Oh, and one more note: Gauss's law for electric fields still applies to black holes. They can be charged, and the field doesn't need to "escape" the black hole to be felt.

Well, I can dig that. In fact, if the black hole sits still, it's not confusing me. It's just when the singularity moves that I start to need another beer just so I don't get a headache.

What troubles me is that the "cage" is not actually a separate entity moving with the "charge", but an effect of the "charge".

Let me use an analogy I've used before, namely the usual deformed sheet analogy for gravity. I have such a sheet, I put two balls on it, they deform the sheet, the start rolling towards each other. Yay, gravity.

I move one of the balls around, the other follows it around.

BUT the information can't move around faster than the speed of sound in the sheet.

Now let's make a black hole. I push on the sheet with the tip of a knitting needle (the singularity) and essentialy push it infinitely down in one place. The sheet is stretched so hard that at some point there's no way even theoretically to get out of that well or send any signal out of that well. The radius where that happens is the Schwarzschild radius.

And it's not a separate cage, but the result of that tip pushing down.

As long as that sits still, sure, there's no problem. The well formed already, it's there.

But now let's say I wiggle the tip of that knitting needle around. The singularity moves. How does the "cage" follow it around?

Well, that information would also have to get out of the well, which we just said it can't. That's a gravity wave telling other objects that the singularity just moved. But that wave can't actually get outside. The only way it can go is to the singularity, but it's already there, so essentially it goes nowhere.

It seems to me like that information that the "charge" just moved, can't reach the "cage". Sure, the "cage" will still say that, yep, there's that much charge there. But, as you said, it can't tell you that the "charge" just moved inside. And in fact, in the way I picture it, even it can't tell that the "charge" just moved, so it can follow it around.
 
But now let's say I wiggle the tip of that knitting needle around. The singularity moves. How does the "cage" follow it around?

Well, what would make the singularity move? It's not going to do so spontaneously. The only thing that's going to make the singularity move is something external, like the gravitational field of another black hole (for example).

But you don't need to know what the singularity specifically is doing. You know that there's a bunch of mass within this volume. Information doesn't have to escape for you to know that this mass is going to respond by falling in this external gravitational field. All the information necessary is contained in the field outside the event horizon. The details of what happen within the event horizon are all irrelevant, but that mass has to move. There is no possible way it can't move, because in order to resist movement, it would have to do something that would require information to escape.

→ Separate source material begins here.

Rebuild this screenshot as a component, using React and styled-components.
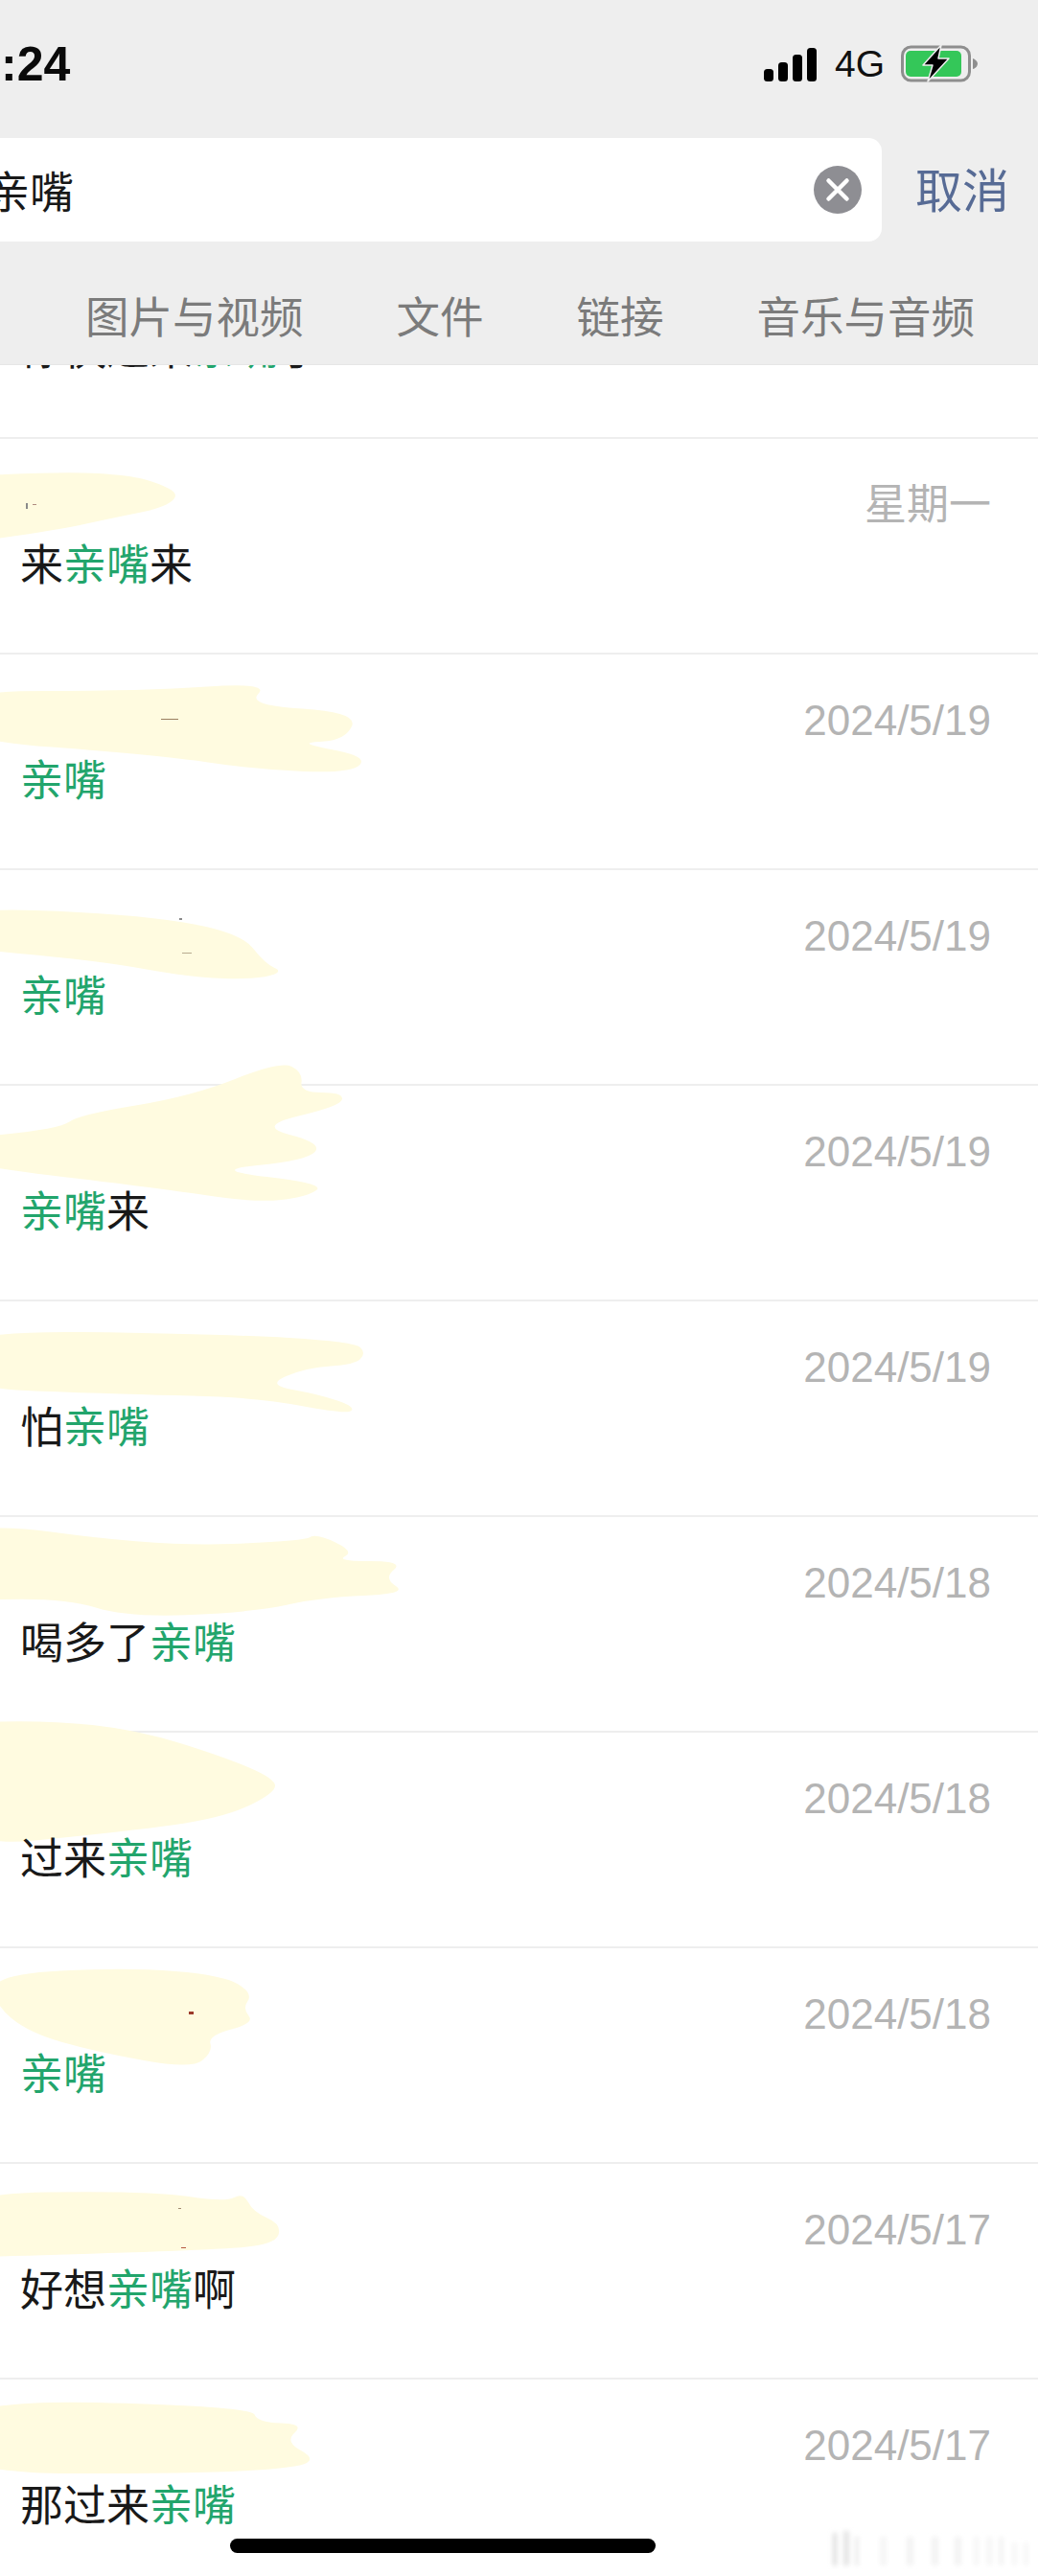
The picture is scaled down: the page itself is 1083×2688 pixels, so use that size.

You can also think about this as the spacetime curvature interacting with itself. And it has to, doesn't it? Otherwise, you can't get gravitational waves.
 
I’m not sure if it applies to any distant observer but Wikipedia (I know…) has this to say:
In practice, all event horizons appear to be some distance away from any observer, and objects sent towards an event horizon never appear to cross it from the sending observer's point of view (as the horizon-crossing event's light cone never intersects the observer's world line).
 
Well, mass obviously has to move, that part I can grok. But it's exactly the details that give me a headache. And exactly the part about gravitational waves.

I mean, let's take two black holes, happily spinning around the centre of mass, more or less. Hell let's throw one more at a distance around it too. And everyone goes happily around their eliptical orbits.

If it's normal stars, I can understand it. But if everyone is holding their cards close to the chest... err... their mass behind an event horizon... umm... HOW? I can't even begin to ask a more specific question than just: HOW?